Exercise aim
Return all lines from the listing below in which the string "this" occurs.

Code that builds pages
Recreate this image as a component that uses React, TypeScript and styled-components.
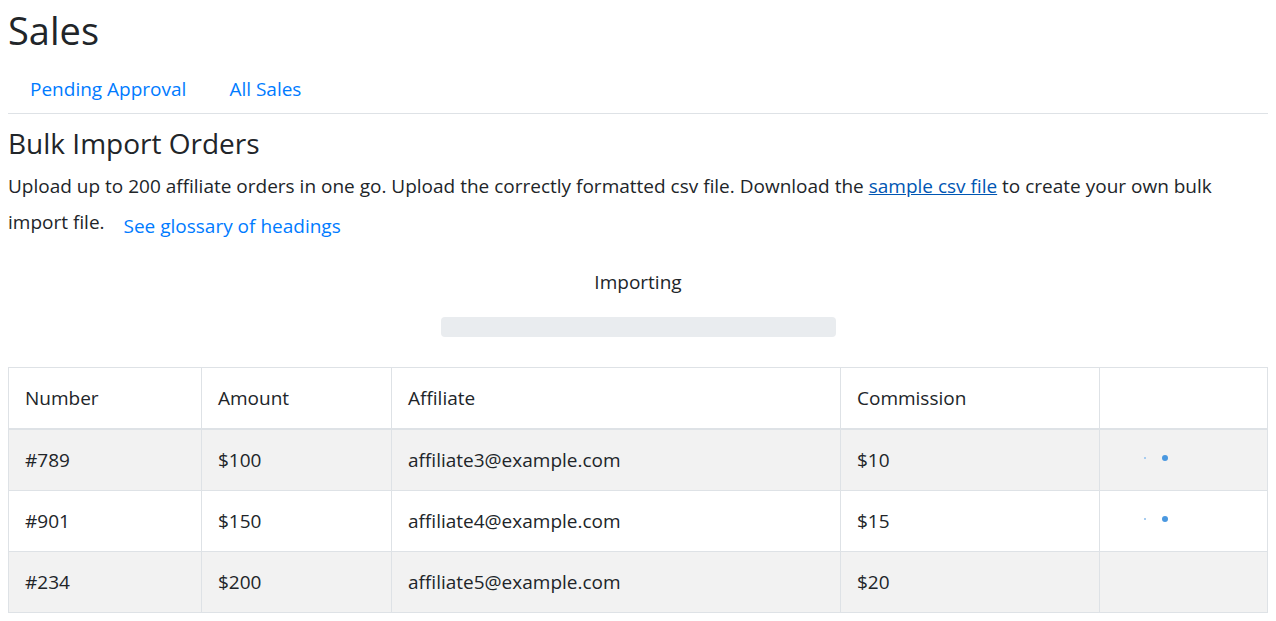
import React from "react";
import styled, { createGlobalStyle } from "styled-components";

const GlobalStyle = createGlobalStyle`
  body {
    margin: 0;
    font-family: "Open Sans", "Noto Sans", sans-serif;
    font-size: 19px;
    line-height: 29px;
    color: #212529;
    background: #fff;
  }
`;

const Page = styled.div`
  padding: 7px 8px 0;
`;

const Title = styled.h1`
  font-size: 38px;
  font-weight: 400;
  line-height: 46px;
  margin: 0 0 13px;
`;

const Tabs = styled.nav`
  display: flex;
  border-bottom: 1px solid #dee2e6;
`;

const Tab = styled.a`
  color: #007bff;
  text-decoration: none;
  padding: 9px 21px 9px 22px;
`;

const Section = styled.section`
  padding-top: 12px;
`;

const Heading = styled.h3`
  font-size: 28px;
  font-weight: 400;
  line-height: 34px;
  margin: 0 0 12px;
`;

const Intro = styled.p`
  margin: 0;
`;

const CsvLink = styled.a`
  color: #0056b3;
  text-decoration: underline;
`;

const GlossaryButton = styled.a`
  display: inline-block;
  vertical-align: -4px;
  color: #007bff;
  text-decoration: none;
  padding: 10px 14px 4px 13px;
  border: 1px solid transparent;
`;

const Status = styled.div`
  display: flex;
  flex-direction: column;
  align-items: center;
  padding-top: 22px;
`;

const StatusLabel = styled.div``;

const Progress = styled.div`
  width: 395px;
  height: 20px;
  margin-top: 20px;
  border-radius: 4px;
  background: #e9ecef;
  overflow: hidden;
`;

const Table = styled.table`
  width: 100%;
  margin-top: 30px;
  border-collapse: collapse;
  table-layout: fixed;
  line-height: 28px;
`;

const HeadCell = styled.th`
  text-align: left;
  font-weight: 400;
  padding: 16px;
  border: 1px solid #dee2e6;
  border-bottom-width: 2px;
  vertical-align: top;
`;

const Row = styled.tr<{ $striped: boolean }>`
  background: ${(p) => (p.$striped ? "#f2f2f2" : "#fff")};
`;

const Cell = styled.td`
  padding: 16px;
  border: 1px solid #dee2e6;
  vertical-align: top;
  height: 28px;
`;

const Dots = styled.svg`
  display: block;
`;

const columns = [193, 190, 449, 259];

const rows = [
  { n: "#789", a: "$100", aff: "affiliate3@example.com", c: "$10", dots: true },
  { n: "#901", a: "$150", aff: "affiliate4@example.com", c: "$15", dots: true },
  { n: "#234", a: "$200", aff: "affiliate5@example.com", c: "$20", dots: false },
];

export default function App() {
  return (
    <>
      <GlobalStyle />
      <Page>
        <Title>Sales</Title>
        <Tabs>
          <Tab href="#">Pending Approval</Tab>
          <Tab href="#">All Sales</Tab>
        </Tabs>
        <Section>
          <Heading>Bulk Import Orders</Heading>
          <Intro>
            Upload up to 200 affiliate orders in one go. Upload the correctly formatted csv file. Download the{" "}
            <CsvLink href="#">sample csv file</CsvLink> to create your own bulk import file.{" "}
            <GlossaryButton href="#">See glossary of headings</GlossaryButton>
          </Intro>
          <Status>
            <StatusLabel>Importing</StatusLabel>
            <Progress />
          </Status>
          <Table>
            <colgroup>
              {columns.map((w) => (
                <col key={w} style={{ width: w }} />
              ))}
              <col />
            </colgroup>
            <thead>
              <tr>
                <HeadCell>Number</HeadCell>
                <HeadCell>Amount</HeadCell>
                <HeadCell>Affiliate</HeadCell>
                <HeadCell>Commission</HeadCell>
                <HeadCell />
              </tr>
            </thead>
            <tbody>
              {rows.map((r, i) => (
                <Row key={r.n} $striped={i % 2 === 0}>
                  <Cell>{r.n}</Cell>
                  <Cell>{r.a}</Cell>
                  <Cell>{r.aff}</Cell>
                  <Cell>{r.c}</Cell>
                  <Cell>
                    {r.dots && (
                      <Dots width="52" height="16" viewBox="0 0 52 16">
                        <rect x="28" y="11" width="2" height="2" fill="#a8cdf0" />
                        <circle cx="49" cy="12" r="3" fill="#4a98e0" />
                      </Dots>
                    )}
                  </Cell>
                </Row>
              ))}
            </tbody>
          </Table>
        </Section>
      </Page>
    </>
  );
}
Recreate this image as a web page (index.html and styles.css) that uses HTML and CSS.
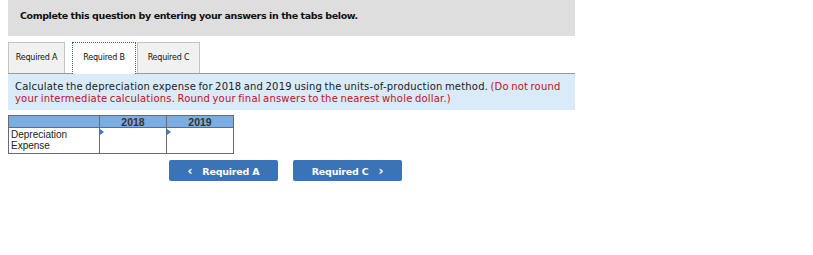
FILE: index.html
```html
<!DOCTYPE html>
<html>
	<head>
		<meta charset="utf-8">
		<title>Required B</title>
		<link rel="stylesheet" href="styles.css">
	</head>
	<body>
		<div class="question">
			<div class="banner">Complete this question by entering your answers in the tabs below.</div>
			<ul class="tabs">
				<li class="tab">Required A</li>
				<li class="tab active">Required B</li>
				<li class="tab">Required C</li>
			</ul>
			<div class="prompt">
				Calculate the depreciation expense for 2018 and 2019 using the units-of-production method.
				<span class="hint">(Do not round your intermediate calculations. Round your final answers to the nearest whole dollar.)</span>
			</div>
			<table class="grid">
				<tr>
					<th class="label"></th>
					<th class="col">2018</th>
					<th class="col">2019</th>
				</tr>
				<tr>
					<td class="label">Depreciation Expense</td>
					<td class="cell"><span class="flag"></span></td>
					<td class="cell"><span class="flag"></span></td>
				</tr>
			</table>
			<div class="nav">
				<button class="btn"><span class="chev">&lsaquo;</span>Required A</button>
				<button class="btn">Required C<span class="chev right">&rsaquo;</span></button>
			</div>
		</div>
	</body>
</html>
```

FILE: styles.css
```css
*{
	margin: 0;
	padding: 0;
	box-sizing: border-box;
}
body{
	margin: 0 8px;
	background: #fff;
	font-family: "DejaVu Sans", Verdana, sans-serif;
}
ul{
	list-style: none;
}
.question{
	width: 567px;
}
.banner{
	height: 36px;
	background-color: #dedede;
	padding: 10px 0 0 12px;
	font-size: 9.5px;
	letter-spacing: -0.4px;
	font-weight: bold;
	color: #111;
}
.tabs{
	display: flex;
	margin-top: 6px;
	height: 32px;
	border-bottom: 1px solid #999;
}
.tab{
	width: 57px;
	height: 31px;
	margin-right: 7px;
	border: 1px solid #c4c4c4;
	border-bottom: none;
	background-color: #f1f1f1;
	font-size: 8px;
	letter-spacing: -0.2px;
	color: #111;
	text-align: center;
	line-height: 30px;
}
.tab.active{
	width: 64px;
	margin-right: 1px;
	background-color: #fff;
	border: 1px dotted #3a5f96;
	border-bottom: none;
	height: 32px;
}
.tab:last-child{
	width: 63px;
}
.prompt{
	background-color: #d9eaf8;
	padding: 7px 7px 6px 7px;
	font-size: 10px;
	letter-spacing: 0.2px;
	word-spacing: -1px;
	line-height: 12px;
	color: #222;
	height: 36px;
}
.hint{
	color: #c0102a;
}
.grid{
	margin-top: 5px;
	border-collapse: collapse;
	font-family: "Liberation Sans", Arial, sans-serif;
	font-size: 10px;
	color: #222;
}
.grid th, .grid td{
	border: 1px solid #6b6b6b;
}
.grid th{
	background-color: #7aaee2;
	height: 12px;
	font-size: 10.5px;
	line-height: 10px;
	color: #333;
}
.grid .label{
	width: 91px;
	text-align: left;
	vertical-align: top;
	padding: 1px 2px;
	line-height: 11px;
}
.grid .col{
	width: 67px;
}
.grid .cell{
	height: 26px;
	vertical-align: top;
	position: relative;
}
.flag{
	position: absolute;
	left: 0;
	top: 1px;
	width: 0;
	height: 0;
	border-top: 3px solid transparent;
	border-bottom: 3px solid transparent;
	border-left: 4px solid #3a7cc8;
}
.nav{
	display: flex;
	gap: 15px;
	margin: 6px 0 0 161px;
}
.btn{
	width: 109px;
	height: 21px;
	border: none;
	border-radius: 2px;
	background-color: #3a74b7;
	color: #fff;
	font-family: "DejaVu Sans", Verdana, sans-serif;
	font-size: 9.5px;
	letter-spacing: -0.2px;
	font-weight: bold;
}
.chev{
	margin-right: 10px;
	font-size: 12px;
}
.chev.right{
	margin: 0 0 0 10px;
}
```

Response to the task
Recreate this image as a component that uses React, TypeScript and styled-components.
Recreate this image as a web page (index.html and styles.css) that uses HTML and CSS.
			<div class="banner">Complete this question by entering your answers in the tabs below.</div>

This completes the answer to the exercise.